Some weeks ago I met our new team member from Schauplatz Korea Magazine, Hyeonji Ko 고현지, 22. She studies Korean language and literature at Dong-A University and lives in Busan like me. During our conversation, I learned that she works for a large Korean retail company in her limited free time. What must it be like to work a part-time job during Covid? I wanted to know more about it and invited Hyeonji for an interview.
Hyeonji, what exactly is your job?
I work in the entryway security area and check whether the customers who visit our shop follow the Covid rules. Like everywhere else in Korea, visitors must register when entering. They can do this in three different ways. They can register with their mobile phone via QR code, on a physical visitor list, or by calling a special phone number (안심콜).
Getting a part-time job these days is not easy. What was it like for you?
It’s very difficult these days. Even for a part-time job, workers are expected to have experience. In addition, the minimum wage has gone up in Korea. As a result, many companies are not so keen on hiring new workers.
But I was lucky. Until recently, I worked part-time at the university. However, this job was temporary and ended at the beginning of the summer holiday. For me, it was clear from the start that I needed another job to earn money. Then a friend contacted me. Their company was looking for a successor for my friend’s job. I didn’t think twice and applied. I am very grateful to my friend for this advice (laughs).
What did your family think? Getting a part-time job as a student is always a good thing. My family said I must have been lucky. In this job, I thought I could sit all day and it wouldn’t be strenuous. But it turns out that this is not the case at all. On the contrary, it can be very strenuous
It gets very difficult when visitors attack and insult me personally.Hyeonji Ko 고현지
What is so strenuous about your work then?
In such a big shopping center, many people from different walks of life come together. There are people who don’t have a mobile phone or are not familiar with these electronic devices. But then there are also foreigners and homeless people. So, it can be a challenge to explain the data collection to the visitors or to ask them to register via QR code. But then there are also visitors who don’t want to reveal their location. Others don’t agree with the procedures.

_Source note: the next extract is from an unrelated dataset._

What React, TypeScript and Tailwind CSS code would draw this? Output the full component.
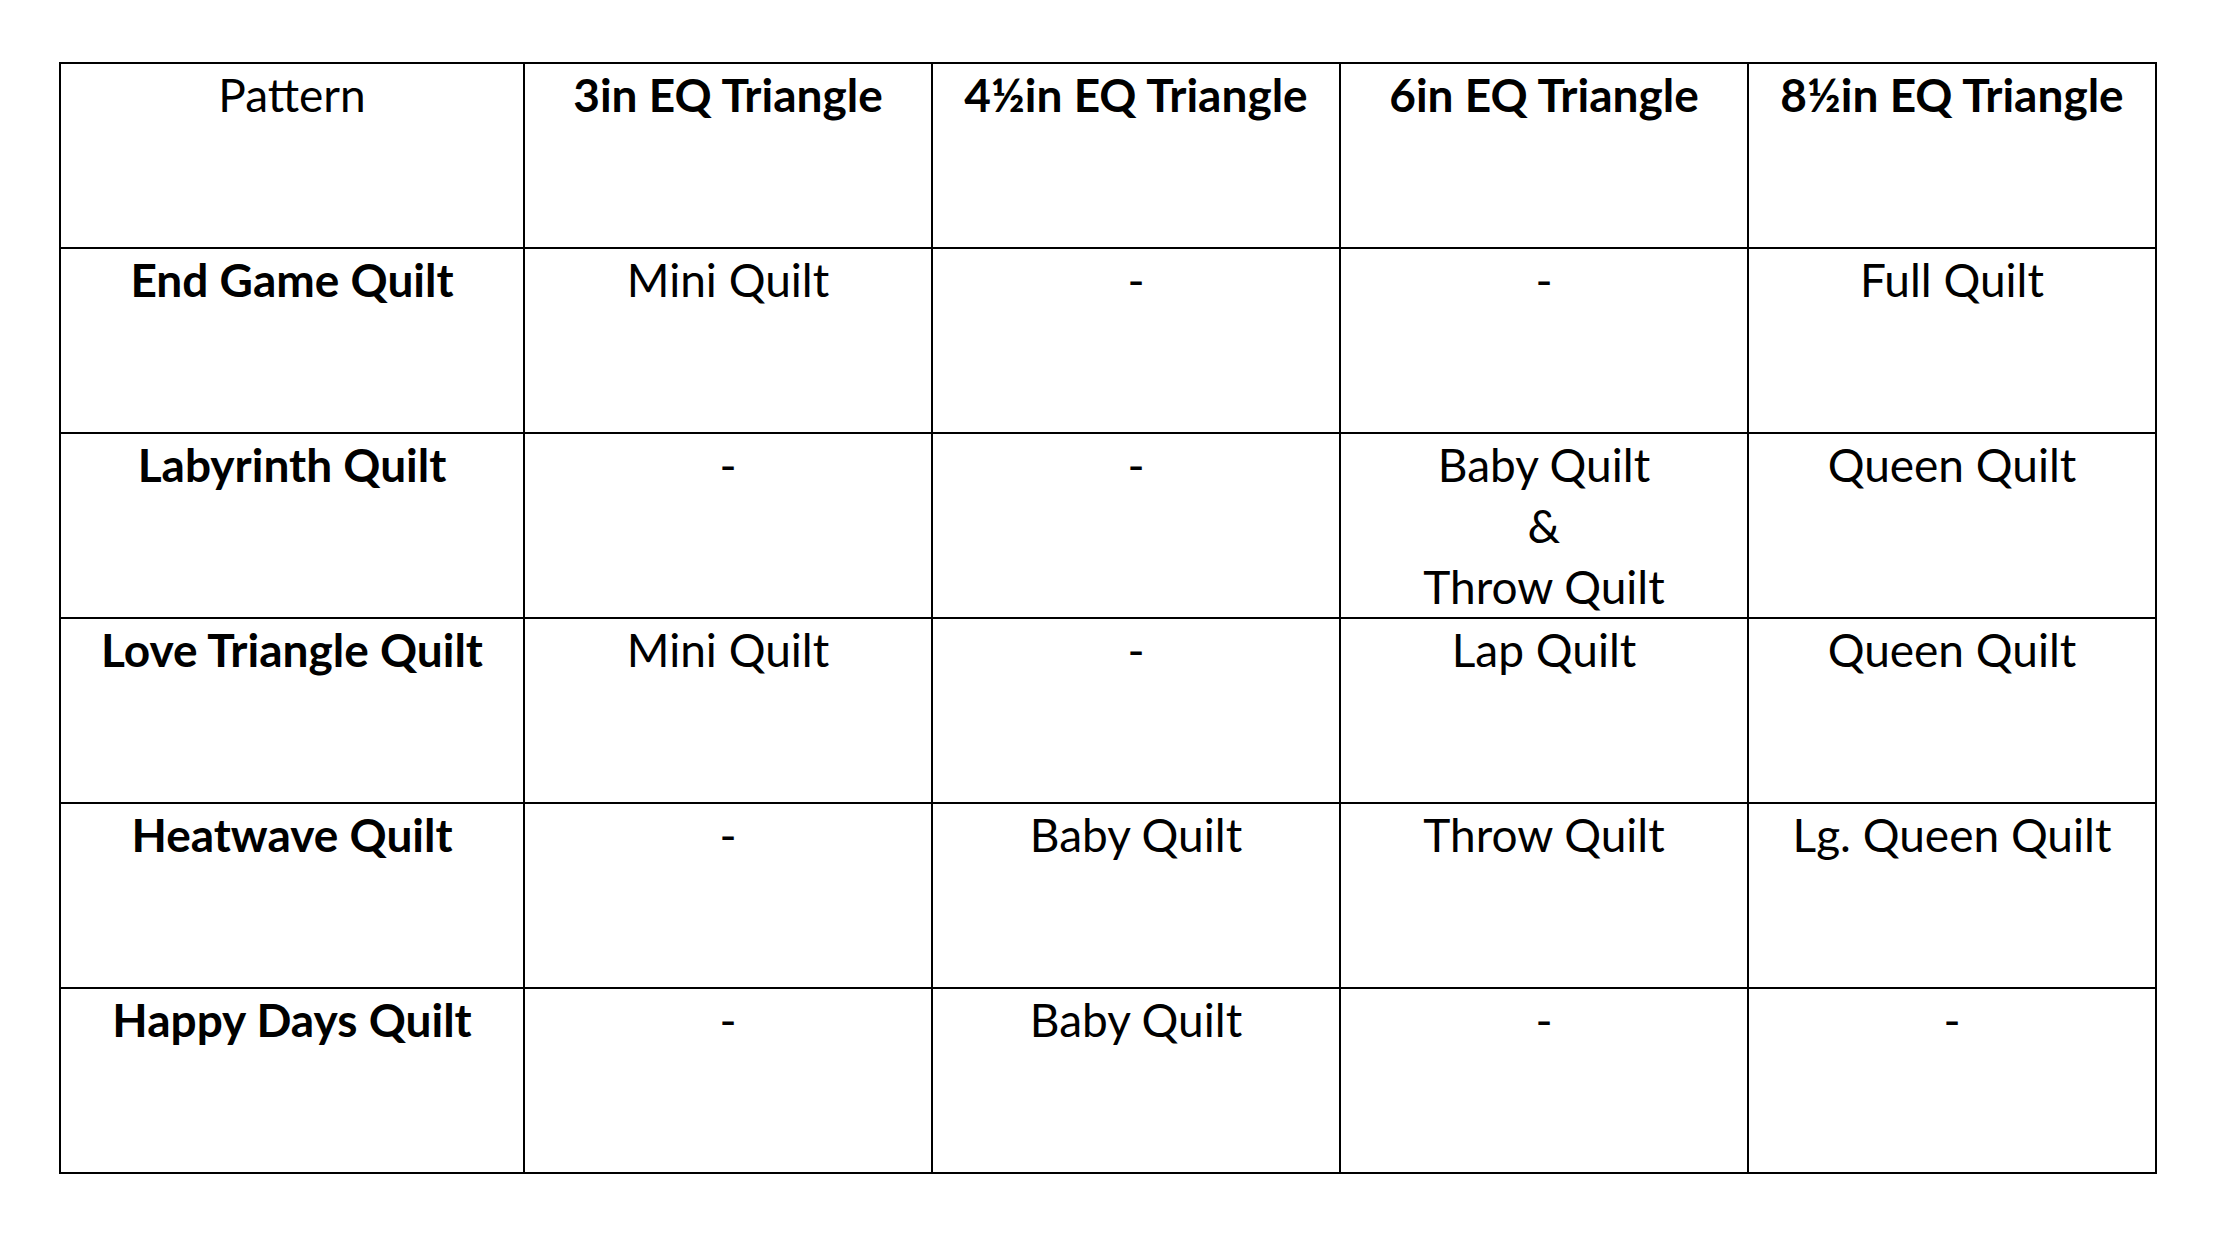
const headers = [
  { label: "Pattern", bold: false },
  { label: "3in EQ Triangle", bold: true },
  { label: "4½in EQ Triangle", bold: true },
  { label: "6in EQ Triangle", bold: true },
  { label: "8½in EQ Triangle", bold: true },
];

const rows: { pattern: string; cells: string[][] }[] = [
  { pattern: "End Game Quilt", cells: [["Mini Quilt"], ["-"], ["-"], ["Full Quilt"]] },
  { pattern: "Labyrinth Quilt", cells: [["-"], ["-"], ["Baby Quilt", "&", "Throw Quilt"], ["Queen Quilt"]] },
  { pattern: "Love Triangle Quilt", cells: [["Mini Quilt"], ["-"], ["Lap Quilt"], ["Queen Quilt"]] },
  { pattern: "Heatwave Quilt", cells: [["-"], ["Baby Quilt"], ["Throw Quilt"], ["Lg. Queen Quilt"]] },
  { pattern: "Happy Days Quilt", cells: [["-"], ["Baby Quilt"], ["-"], ["-"]] },
];

const cell =
  "h-[185px] border-r-2 border-b-2 border-black flex flex-col items-center text-center";

export default function App() {
  return (
    <div className="w-[2218px] h-[1238px] bg-white pl-[59px] pt-[62px] font-[Lato,sans-serif] text-black text-[46px] leading-[61px]">
      <div className="grid grid-cols-[464px_408px_408px_408px_408px] w-max border-t-2 border-l-2 border-black">
        {headers.map((h) => (
          <div key={h.label} className={`${cell} ${h.bold ? "font-bold" : "font-normal"}`}>
            <p>{h.label}</p>
          </div>
        ))}
        {rows.map((r) => (
          <div key={r.pattern} className="contents">
            <div className={`${cell} font-bold`}>
              <p>{r.pattern}</p>
            </div>
            {r.cells.map((lines, i) => (
              <div key={i} className={cell}>
                {lines.map((l, j) => (
                  <p key={j}>{l}</p>
                ))}
              </div>
            ))}
          </div>
        ))}
      </div>
    </div>
  );
}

It gets very difficult when visitors attack and insult me personally. I am often asked if I know what I am doing here; whether I am sure this is the right thing to do. The whole thing is absurd and unnecessary. Such encounters are not easy. These times make me think about the best way to handle each unique situation and can also be very frustrating.
How do you deal with such situations?
In the beginning, I often didn’t know what to do in such situations. I remained friendly and nice and was then happy when the visitors could enter the shop. But such situations drain energy and patience. And then, when more people came asking for impossible deviations or making fun of the “system,” I ignored them in a friendly way and asked them to follow the rules.
But there can also be moments when I get angry. I must not express this to the customer. Friendliness and professionalism are the magic words. I am by nature an energetic and lively person, but over time, my face becomes more and more expressionless in such situations. Then, only my voice and words may sound friendly.
Why do you think many people are so rude?
It’s probably because many customers think that I’m just a young student. The customer is king and has a stronger position. The part-time worker, on the other hand, is on the lowest rung. Unfortunately, clients make us feel this all too often and take advantage of this situation.
And still, you do this job?
Yes, of course. As a student, I have to earn money somehow. I would also like to mention that sometimes there are very nice and friendly customers. These are often younger customers or foreigners who don’t speak Korean very well. They all follow the guidelines and then register on the visitors’ list. And when I get a 감사합니다, a thank you in Korean, it gives me a lot of positive energy again. There are also many nice staff and colleagues who help and support me. Occasionally, they also buy me coffee and snacks, which is touching.
How long will you be working here at the entrance control?
My assignment here is until the end of August 2021.
Do you have any advice for your successor?
The most important thing in this job is to listen attentively, observe, and talk to people to help them. I think problems usually arise when we don’t communicate properly. And if we are all friendly and respect each other, then nothing stands in the way of a successful day.